On a ici, un message
très important sur le salut. Le Salut, il est entier, Dieu ne découpe pas le salut. Il n’en donne pas un plus petit
morceau à ceux qui ont moins peiné et un plus gros à ceux qui ont le plus
peiné. Dieu ne fait pas d’injustice !
Allons encore un peu plus loin car on
n’a pas fini de découvrir les richesses de cette parabole… Voyez-vous dans la jalousie des premiers : «
Nous qui avons travaillé toute la journée et eux, ils n’ont travaillé qu’une
petite heure ». Est-ce que c’est
vraiment cela, est-ce que c’est vraiment juste comme remarque ? Si on reprend l’ensemble de la
parabole pour voir comment cela s’est passé, on s’aperçoit que certes,
eux-mêmes, comme ils le disent, ils ont porté le poids du jour et de la chaleur
mais ce que l’on oublie, c’est que les
ouvriers de la 11e heure, ont eux aussi souffert de la chaleur
et qu’ils ont non seulement souffert de la chaleur mais ils ont porté en plus l’angoisse de ne
pas avoir de salaire. Ils ont porté l’incertitude dans laquelle ils ont
été une grande partie de la journée. C’est
là que l’on comprend que les ouvriers de la 1e heure, ils ont dès le
début de leur vie la perspective du salut, autrement apaisante, que celui qui
dans le monde païen n’arrive pas à donner un sens à sa vie et n’a pas cette
perspective du salut qui est ô combien plus angoissante dans le rapport à la
vie.
Les ouvriers de la 1e heure n’ont
pas compris aussi que le salaire d’un
denier était au départ disproportionné au travail qu’ils allaient réaliser pour
le Maître.

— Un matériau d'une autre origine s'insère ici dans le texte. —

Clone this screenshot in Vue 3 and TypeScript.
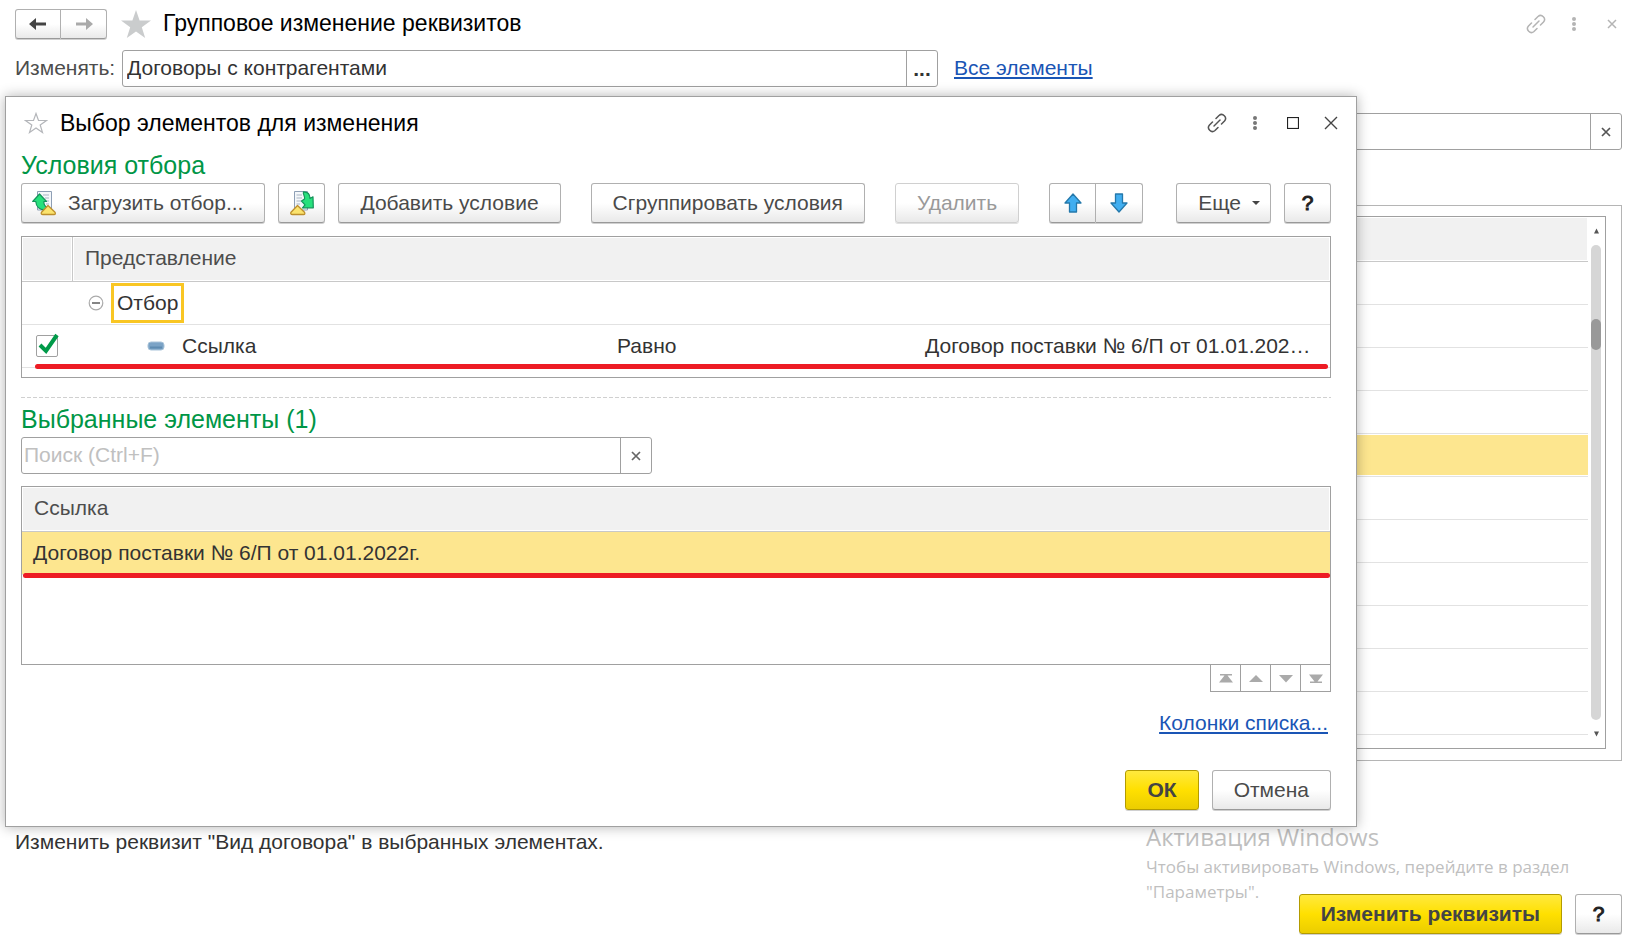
<script setup lang="ts">
import { ref } from 'vue'

const target = ref('Договоры с контрагентами')
const filterText = ref('')
const search = ref('')
const conditionOn = ref(true)
const backRows = Array.from({ length: 11 }, (_, i) => ({ id: i, selected: i === 4 }))
const selectedItems = ['Договор поставки № 6/П от 01.01.2022г.']
</script>

<template>
  <main class="page">
    <header class="topbar">
      <div class="btn-pair nav">
        <button class="btn" type="button" aria-label="Назад">
          <svg width="18" height="14" viewBox="0 0 18 14"><path d="M0 7 7 1V5.5H17V8.5H7V13Z" fill="#444" /></svg>
        </button>
        <button class="btn" type="button" aria-label="Вперед">
          <svg width="18" height="14" viewBox="0 0 18 14"><path d="M18 7 11 1V5.5H1V8.5H11V13Z" fill="#aaa" /></svg>
        </button>
      </div>
      <svg class="star" width="30" height="29" viewBox="0 0 30 29"><path d="M15 0 18.6 10.6H30L20.8 17.2 24.2 28 15 21.4 5.8 28 9.2 17.2 0 10.6H11.4Z" fill="#cacccd" /></svg>
      <h1 class="title">Групповое изменение реквизитов</h1>
      <div class="window-icons muted">
        <button type="button" aria-label="Ссылка на объект">
          <svg width="20" height="20" viewBox="0 0 20 20"><g fill="none" stroke="currentColor" stroke-width="1.5" stroke-linecap="round"><path d="M9 5.5 12 2.5A3.9 3.9 0 0 1 17.5 8L14.5 11" /><path d="M11 14.5 8 17.5A3.9 3.9 0 0 1 2.5 12L5.5 9" /><path d="M7 13 13 7" /></g></svg>
        </button>
        <button type="button" aria-label="Меню">
          <svg width="6" height="16" viewBox="0 0 6 16"><g fill="currentColor"><circle cx="3" cy="3" r="2" /><circle cx="3" cy="8" r="2" /><circle cx="3" cy="13" r="2" /></g></svg>
        </button>
        <button type="button" aria-label="Закрыть">
          <svg width="10" height="10" viewBox="0 0 10 10"><path d="M1 1 9 9M9 1 1 9" stroke="currentColor" stroke-width="1.5" /></svg>
        </button>
      </div>
    </header>

    <div class="target-row">
      <label for="target">Изменять:</label>
      <div class="field target-field">
        <input id="target" v-model="target" type="text" />
        <button type="button" aria-label="Выбрать"><b>...</b></button>
      </div>
      <a href="#">Все элементы</a>
    </div>

    <div class="field filter-field">
      <input v-model="filterText" type="text" aria-label="Фильтр" />
      <button type="button" aria-label="Очистить">
        <svg width="10" height="10" viewBox="0 0 10 10"><path d="M1 1 9 9M9 1 1 9" stroke="#555" stroke-width="1.7" /></svg>
      </button>
    </div>

    <section class="group">
      <div class="back-list">
        <table class="back-table">
          <thead><tr><th></th></tr></thead>
          <tbody>
            <tr v-for="row in backRows" :key="row.id"><td :class="{ selected: row.selected }"></td></tr>
          </tbody>
        </table>
        <div class="scroll">
          <svg width="5" height="6" viewBox="0 0 5 6"><path d="M2.500 .5 5 5.500H0Z" fill="#555" /></svg>
          <div class="track"><div class="thumb"></div></div>
          <svg width="5" height="6" viewBox="0 0 5 6"><path d="M2.500 5.500 5 .5H0Z" fill="#555" /></svg>
        </div>
      </div>
    </section>

    <p class="summary">Изменить реквизит "Вид договора" в выбранных элементах.</p>
    <footer class="footer">
      <button class="btn primary" type="button">Изменить реквизиты</button>
      <button class="btn help" type="button">?</button>
    </footer>

    <aside class="activation">
      <h2>Активация Windows</h2>
      <p>Чтобы активировать Windows, перейдите в раздел "Параметры".</p>
    </aside>

    <section class="dialog" role="dialog" aria-labelledby="dialog-title">
      <header class="dialog-head">
        <svg width="24" height="22" viewBox="0 0 24 22"><path d="M12 1.5 14.5 8.5H22.5L16.2 13 18.5 20.5 12 16 5.5 20.5 7.8 13 1.5 8.5H9.5Z" fill="#fff" stroke="#b4b6ba" stroke-width="1.2" /></svg>
        <h2 id="dialog-title" class="title">Выбор элементов для изменения</h2>
        <div class="window-icons">
          <button type="button" aria-label="Ссылка на объект">
            <svg width="20" height="20" viewBox="0 0 20 20"><g fill="none" stroke="#555" stroke-width="1.5" stroke-linecap="round"><path d="M9 5.5 12 2.5A3.9 3.9 0 0 1 17.5 8L14.5 11" /><path d="M11 14.5 8 17.5A3.9 3.9 0 0 1 2.5 12L5.5 9" /><path d="M7 13 13 7" /></g></svg>
          </button>
          <button type="button" aria-label="Меню">
            <svg width="6" height="16" viewBox="0 0 6 16"><g fill="#777"><circle cx="3" cy="3" r="2" /><circle cx="3" cy="8" r="2" /><circle cx="3" cy="13" r="2" /></g></svg>
          </button>
          <button type="button" aria-label="Развернуть">
            <svg width="12" height="12" viewBox="0 0 12 12"><rect x=".5" y=".5" width="11" height="11" fill="none" stroke="#222" stroke-width="1.2" /></svg>
          </button>
          <button type="button" aria-label="Закрыть">
            <svg width="14" height="14" viewBox="0 0 14 14"><path d="M1 1 13 13M13 1 1 13" stroke="#444" stroke-width="1.4" /></svg>
          </button>
        </div>
      </header>

      <h3 class="section-title">Условия отбора</h3>
      <div class="toolbar">
        <button class="btn load" type="button">
          <svg width="24" height="25" viewBox="0 0 24 25">
            <path d="M5.5 .5H19.5V19H5.5Z" fill="#f4f7fa" stroke="#8e9fb5" />
            <path d="M11 4H17M13 7H17M14 10H17M14 13H17" stroke="#a9b5c4" />
            <path d="M7.5 3 14.5 10.5H11.8C11.8 13.5 12.5 15.5 15.5 16.5L13 18.8C8 18.8 4 16 3.8 10.5H.7Z" fill="#27e07c" stroke="#14935a" stroke-width="1.2" stroke-linejoin="round" />
            <path d="M16 14.5 23 21.2Q24 23.5 22 23.5H11Q8.500 23.5 9.500 21.2Z" fill="#fbe36d" stroke="#bd8f2d" stroke-width="1.3" stroke-linejoin="round" />
          </svg>
          <span>Загрузить отбор...</span>
        </button>
        <button class="btn square" type="button" aria-label="Сохранить отбор">
          <svg width="24" height="25" viewBox="0 0 24 25">
            <path d="M4.5 .5H17.5V19H4.5Z" fill="#f4f7fa" stroke="#8e9fb5" />
            <path d="M6.5 4H12M6.5 7H12M6.5 10H11M6.5 13H10" stroke="#a9b5c4" />
            <path d="M13.500 .8C18 .8 20 3.500 20 7.500L23 5.800 23.300 16.800H12.500L15 13.800 11.500 10 14.500 8C15.500 5.500 12.500 3.500 13.500 .8Z" fill="#27e07c" stroke="#14935a" stroke-width="1.2" stroke-linejoin="round" />
            <path d="M7.5 14.5 14.500 21.2Q15.500 23.5 13.500 23.5H2.5Q0 23.5 1 21.2Z" fill="#fbe36d" stroke="#bd8f2d" stroke-width="1.3" stroke-linejoin="round" />
          </svg>
        </button>
        <button class="btn" type="button">Добавить условие</button>
        <button class="btn apart" type="button">Сгруппировать условия</button>
        <button class="btn apart" type="button" disabled>Удалить</button>
        <div class="btn-pair apart">
          <button class="btn square" type="button" aria-label="Вверх">
            <svg width="18" height="20" viewBox="0 0 18 20"><path d="M9 1 17 10H12.5V19H5.5V10H1Z" fill="#41aef0" stroke="#2478ab" stroke-width="1.3" stroke-linejoin="round" /></svg>
          </button>
          <button class="btn square" type="button" aria-label="Вниз">
            <svg width="18" height="20" viewBox="0 0 18 20"><path d="M9 19 17 10H12.5V1H5.5V10H1Z" fill="#41aef0" stroke="#2478ab" stroke-width="1.3" stroke-linejoin="round" /></svg>
          </button>
        </div>
        <button class="btn more" type="button">
          <span>Еще</span>
          <svg width="8" height="4" viewBox="0 0 8 4"><path d="M0 0H8L4 4Z" fill="#444" /></svg>
        </button>
        <button class="btn help" type="button">?</button>
      </div>

      <div class="grid-box conditions">
        <table>
          <colgroup><col class="c-check" /><col class="c-name" /><col class="c-kind" /><col /></colgroup>
          <thead>
            <tr><th></th><th colspan="3" class="split">Представление</th></tr>
          </thead>
          <tbody>
            <tr>
              <td></td>
              <td colspan="3">
                <div class="tree-root">
                  <svg width="16" height="16" viewBox="0 0 16 16"><circle cx="8" cy="8" r="6.8" fill="#fff" stroke="#aaa" stroke-width="1.2" /><path d="M4 8H12" stroke="#666" stroke-width="1.6" /></svg>
                  <span class="marked">Отбор</span>
                </div>
              </td>
            </tr>
            <tr>
              <td>
                <label class="check">
                  <input v-model="conditionOn" type="checkbox" aria-label="Использовать условие" />
                  <svg v-if="conditionOn" width="22" height="22" viewBox="0 0 22 22"><path d="M2 12 8 18 19 2" fill="none" stroke="#009a49" stroke-width="4" /></svg>
                </label>
              </td>
              <td>
                <div class="tree-leaf">
                  <svg width="18" height="10" viewBox="0 0 18 10"><rect x="1" y="1" width="16" height="8" rx="3" fill="#7ba3c6" stroke="#a9c3d9" /><path d="M3 6.5H15" stroke="#5e8bb1" stroke-width="2" /></svg>
                  <span>Ссылка</span>
                </div>
              </td>
              <td class="plain">Равно</td>
              <td class="plain">Договор поставки № 6/П от 01.01.202…</td>
            </tr>
          </tbody>
        </table>
        <div class="underline"></div>
      </div>

      <hr class="divider" />

      <h3 class="section-title">Выбранные элементы (1)</h3>
      <div class="field search-field">
        <input v-model="search" type="text" placeholder="Поиск (Ctrl+F)" aria-label="Поиск" />
        <button type="button" aria-label="Очистить">
          <svg width="10" height="10" viewBox="0 0 10 10"><path d="M1 1 9 9M9 1 1 9" stroke="#666" stroke-width="1.7" /></svg>
        </button>
      </div>

      <div class="grid-box items">
        <table>
          <thead><tr><th>Ссылка</th></tr></thead>
          <tbody>
            <tr v-for="item in selectedItems" :key="item">
              <td class="selected">{{ item }}<div class="underline"></div></td>
            </tr>
          </tbody>
        </table>
      </div>
      <div class="pager">
        <button type="button" aria-label="В начало"><svg width="14" height="9" viewBox="0 0 14 9"><path d="M1 0H13V1.5H8.5L14 8.5H0L5.5 1.5H1Z" fill="#aaa" /></svg></button>
        <button type="button" aria-label="Выше"><svg width="14" height="9" viewBox="0 0 14 9"><path d="M7 1 14 8H0Z" fill="#aaa" /></svg></button>
        <button type="button" aria-label="Ниже"><svg width="14" height="9" viewBox="0 0 14 9"><path d="M7 8.5 14 1H0Z" fill="#aaa" /></svg></button>
        <button type="button" aria-label="В конец"><svg width="14" height="9" viewBox="0 0 14 9"><path d="M1 9H13V7.5H8.5L14 .5H0L5.5 7.5H1Z" fill="#aaa" /></svg></button>
      </div>

      <div class="columns-link"><a href="#">Колонки списка...</a></div>
      <div class="actions">
        <button class="btn primary" type="button">ОК</button>
        <button class="btn" type="button">Отмена</button>
      </div>
    </section>
  </main>
</template>

<style>
body {
  margin: 0;
  background: #fff;
}
</style>

<style scoped>
.page,
.page * {
  box-sizing: border-box;
}
.page {
  position: relative;
  display: flex;
  flex-direction: column;
  min-height: 100vh;
  padding: 9px 20px 17px 15px;
  overflow: hidden;
  color: #333;
  font: 21px/24px "Liberation Sans", Arial, sans-serif;
}
button,
input {
  font: inherit;
  color: inherit;
}
button {
  padding: 0;
  border: 0;
  background: none;
}
svg {
  display: block;
  flex: none;
}
h1, h2, h3, p {
  margin: 0;
  font-weight: normal;
}
a {
  color: #1a55b5;
  text-decoration-thickness: 2px;
  text-underline-offset: 2px;
}
.title {
  flex: 1;
  color: #000;
  font-size: 23px;
  line-height: 28px;
}

.btn {
  display: flex;
  align-items: center;
  justify-content: center;
  height: 40px;
  padding: 0 21px;
  border: 1px solid #b0b0b0;
  border-bottom-color: #999;
  border-radius: 3px;
  background: linear-gradient(#fff 50%, #e9e9e9);
  box-shadow: 0 1px #d0d0d0;
  color: #4a4a4a;
  white-space: nowrap;
}
.btn:disabled {
  border-color: #d0d0d0;
  box-shadow: 0 1px #e0e0e0;
  color: #999;
}
.btn.square,
.btn.help {
  width: 47px;
  padding: 0;
}
.btn.help {
  color: #222;
  -webkit-text-stroke: 1px #222;
}
.btn.primary {
  border-color: #b39b00;
  background: linear-gradient(#ffe93e, #ffe000 50%, #ebcd00);
  color: #444;
  font-weight: bold;
}
.btn-pair {
  display: flex;
}
.btn-pair .btn:first-child {
  border-radius: 3px 0 0 3px;
}
.btn-pair .btn:last-child {
  border-left: 0;
  border-radius: 0 3px 3px 0;
}
.nav .btn {
  width: 46px;
  height: 30px;
  padding: 0;
}

.topbar {
  display: flex;
  align-items: center;
  height: 30px;
}
.topbar .title {
  padding-bottom: 2px;
}
.star {
  margin: 0 12px 0 14px;
}
.window-icons {
  display: flex;
  align-items: center;
}
.window-icons button {
  display: flex;
  align-items: center;
  justify-content: center;
  width: 38px;
  height: 28px;
}
.muted {
  margin-right: -9px;
  color: #b4b4b4;
}

.field {
  display: flex;
  height: 37px;
  border: 1px solid #a0a0a0;
  border-radius: 3px;
  background: #fff;
}
.field input {
  flex: 1;
  min-width: 0;
  padding: 0 4px 2px;
  border: 0;
  outline: 0;
  background: none;
}
.field input::placeholder {
  color: #c0c0c0;
  opacity: 1;
}
.field button {
  display: flex;
  align-items: center;
  justify-content: center;
  width: 31px;
  border-left: 1px solid #a0a0a0;
}
.target-row {
  display: flex;
  align-items: center;
  margin-top: 11px;
}
.target-row label,
.target-row a {
  padding-bottom: 2px;
}
.target-row label {
  width: 107px;
  color: #4d4d4d;
}
.target-field {
  flex: 0 1 816px;
  margin-right: 16px;
}
.filter-field {
  margin-top: 26px;
}

.group {
  margin-top: 55px;
  padding: 10px 15px 11px;
  border: 1px solid #b5b5b5;
}
.back-list {
  display: flex;
  height: 533px;
  border: 1px solid #a0a0a0;
}
.back-table {
  flex: 1;
  border-collapse: separate;
  border-spacing: 0;
  height: 0;
}
.back-table th {
  height: 45px;
  padding: 0;
  border-bottom: 1px solid #c8c8c8;
  background: #f1f1f1;
  box-shadow: inset 0 0 0 1px #fff;
}
.back-table td {
  height: 43px;
  padding: 0;
  border-bottom: 1px solid #e2e2e2;
}
.back-table td.selected {
  background: #fde68f;
  box-shadow: inset 0 1px #fff, inset 0 -1px #fff;
}
.scroll {
  display: flex;
  flex-direction: column;
  align-items: center;
  gap: 11px;
  width: 17px;
  padding: 11px 1px 11px 0;
}
.track {
  flex: 1;
  width: 10px;
  padding-top: 74px;
  border-radius: 5px;
  background: #d6d6d6;
}
.thumb {
  height: 31px;
  border-radius: 5px;
  background: #999;
}

.summary {
  margin-top: 69px;
}
.footer {
  display: flex;
  justify-content: flex-end;
  gap: 13px;
  margin-top: auto;
}
.activation {
  position: absolute;
  right: 70px;
  bottom: 47px;
  width: 426px;
  color: #bfbfbf;
  font: 17px/25px "Open Sans", "Noto Sans", sans-serif;
}
.activation h2 {
  font-size: 24px;
  line-height: 34px;
}

.dialog {
  position: absolute;
  top: 96px;
  right: 285px;
  left: 5px;
  padding: 12px 25px 16px 15px;
  border: 1px solid #a0a0a0;
  background: #fff;
  box-shadow: 0 0 12px rgba(0, 0, 0, 0.3);
}
.dialog-head {
  display: flex;
  align-items: center;
  gap: 12px;
  height: 28px;
  padding-left: 3px;
}
.dialog-head .window-icons {
  margin-right: -19px;
}
.section-title {
  color: #009646;
  font-size: 25px;
  line-height: 28px;
}
.dialog-head + .section-title {
  margin-top: 14px;
}
.toolbar {
  display: flex;
  gap: 13px;
  margin-top: 4px;
}
.toolbar .apart {
  margin-left: 17px;
}
.load {
  gap: 12px;
  padding: 0 21px 0 10px;
}
.more {
  gap: 11px;
  margin-left: auto;
  padding: 0 10px 0 21px;
}

.grid-box {
  position: relative;
  border: 1px solid #a0a0a0;
}
.grid-box table {
  width: 100%;
  border-collapse: separate;
  border-spacing: 0;
  table-layout: fixed;
}
.grid-box th {
  height: 45px;
  padding: 0 12px 2px;
  border-bottom: 1px solid #c8c8c8;
  background: #f1f1f1;
  box-shadow: inset 0 0 0 1px #fff;
  color: #4d4d4d;
  font-weight: normal;
  text-align: left;
}
.grid-box th.split {
  border-left: 1px solid #c8c8c8;
}
.grid-box td {
  height: 43px;
  padding: 0;
  border-bottom: 1px solid #e2e2e2;
  white-space: nowrap;
}
.conditions {
  margin-top: 13px;
  padding-bottom: 9px;
}
.c-check {
  width: 50px;
}
.c-name {
  width: 533px;
}
.c-kind {
  width: 308px;
}
.grid-box td.plain {
  padding-left: 12px;
}
.tree-root {
  display: flex;
  align-items: center;
  gap: 7px;
  padding-left: 16px;
}
.marked {
  padding: 5px 3px;
  border: 3px solid #f9c623;
}
.tree-leaf {
  display: flex;
  align-items: center;
  gap: 17px;
  padding-left: 75px;
}
.check {
  display: block;
  position: relative;
  width: 22px;
  height: 22px;
  margin-left: 14px;
}
.check input {
  display: block;
  width: 22px;
  height: 22px;
  margin: 0;
  border: 1px solid #a0a0a0;
  border-radius: 2px;
  background: #fff;
  appearance: none;
}
.check svg {
  position: absolute;
  top: -2px;
  left: 2px;
}
.underline {
  position: absolute;
  right: 2px;
  bottom: 8px;
  left: 13px;
  height: 5px;
  border-radius: 3px;
  background: #ed1c24;
}
.divider {
  height: 1px;
  margin: 19px 0 7px;
  border: 0;
  background: repeating-linear-gradient(90deg, #d0d0d0 0 4px, #fff 4px 6px);
}
.search-field {
  width: 631px;
  max-width: 100%;
  margin-top: 4px;
}
.search-field input {
  padding: 0 2px 2px;
}
.items {
  min-height: 179px;
  margin-top: 12px;
}
.grid-box td.selected {
  position: relative;
  padding: 0 11px;
  background: #fde68f;
}
.selected .underline {
  right: 0;
  bottom: -4px;
  left: 1px;
}
.pager {
  display: flex;
  justify-content: flex-end;
}
.pager button {
  display: flex;
  align-items: center;
  justify-content: center;
  width: 30px;
  height: 27px;
  border: 1px solid #a0a0a0;
  border-width: 0 1px 1px 0;
}
.pager button:first-child {
  width: 31px;
  border-left-width: 1px;
}
.columns-link {
  margin: 19px 3px 0 0;
  text-align: right;
}
.actions {
  display: flex;
  justify-content: flex-end;
  gap: 13px;
  margin-top: 35px;
}
</style>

C’est beaucoup plus que le salaire d’une journée. Le Maître
désirait montrer à tous ces ouvriers que tout leur salaire avait été finalement
une grâce. Le salaire d’un denier
était immérité par tous ! C’est cela que
le maître veut montrer et ce qui serait dangereux serait de prendre la grâce du salut comme un droit.
Frères et sœurs, cette
parabole nous fait une révélation absolument essentielle : le salut que Dieu nous donne est totalement gratuit et disproportionné
à nos pauvres mérites humains. Que pourrions-nous espérer, si nous
comptions sur nos seules forces ? Mais,
Seigneur, Tu nous dis de tout attendre de Ta bonté et nous t’en remercions. Amen.